What about the research?

Abstract 1

This article describes a field experiment in which we sent fictitious résumés to advertised job openings throughout the American South. We randomly altered the résumés to indicate affiliation in one of seven religious groups or a control group. We found that applicants who expressed a religious identity were 26 percent less likely to receive a response from employers. In general, Muslims, pagans, and atheists suffered the highest levels of discriminatory treatment from employers, a fictitious religious group and Catholics experienced moderate levels, evangelical Christians encountered little, and Jews received no discernible discrimination. 

1. Wallace M, Wright BRE, Hyde A. Religious Affiliation and Hiring Discrimination in the American South: A Field Experiment. Social Currents. 2014;1(2):189-207. doi:10.1177/2329496514524541
Abstract 2

This article describes a field experiment in which we sent fictitious resumes to advertised job openings in New England, in the Northeast region of the United States. We randomly altered the resumes to indicate affiliation in one of seven religious groups or a control group. Resumes that mentioned any religious affiliation received about one-quarter fewer phone calls than did the control group but there were no significant difference in e-mails received. Muslim applicants received one-third fewer responses from employers, either as phone calls or e-mails, than did the control group. There was also evidence of discrimination against atheists, Catholics and pagans. These findings are consistent with theoretical models of secularization and cultural distaste theory.

Bradley R.E. Wright, Michael Wallace, John Bailey, Allen Hyde, Religious affiliation and hiring discrimination in New England: A field experiment, Research in Social Stratification and Mobility, Volume 34, 2013,Pages 111-126, ISSN 0276-5624,
https://doi.org/10.1016/j.rssm.2013.10.002.

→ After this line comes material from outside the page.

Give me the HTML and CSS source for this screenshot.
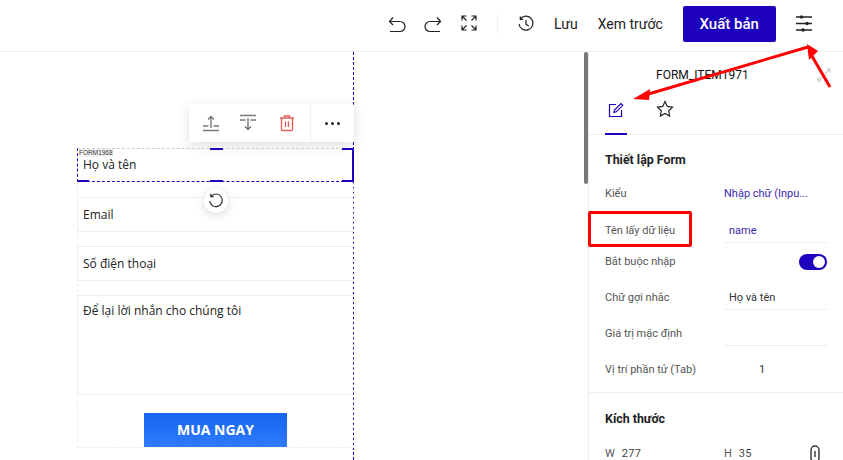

There is not really a lot of study on the subject but what there is echoes these findings. Similar stories are found in Canada, Scotland, Australia, England… the sort of places where modern Paganism has the most adherents. The existence of the “broom closet” at all tells anyone in the lgbt+ communities all they need to know about harassment: loss of jobs, lack of adequate healthcare, being used against someone in divorce or custody battles, ostracism from family and friends. The list of tragedies is long and profound, especially given how little understanding there is of the new/old religions and their practitioners.

If there is a Devil, he is not being worshipped under a Full Moon by devotées of the Goddess. No, his sermons are a simple scoff by self-righteous folk who fail to consider the plight of others.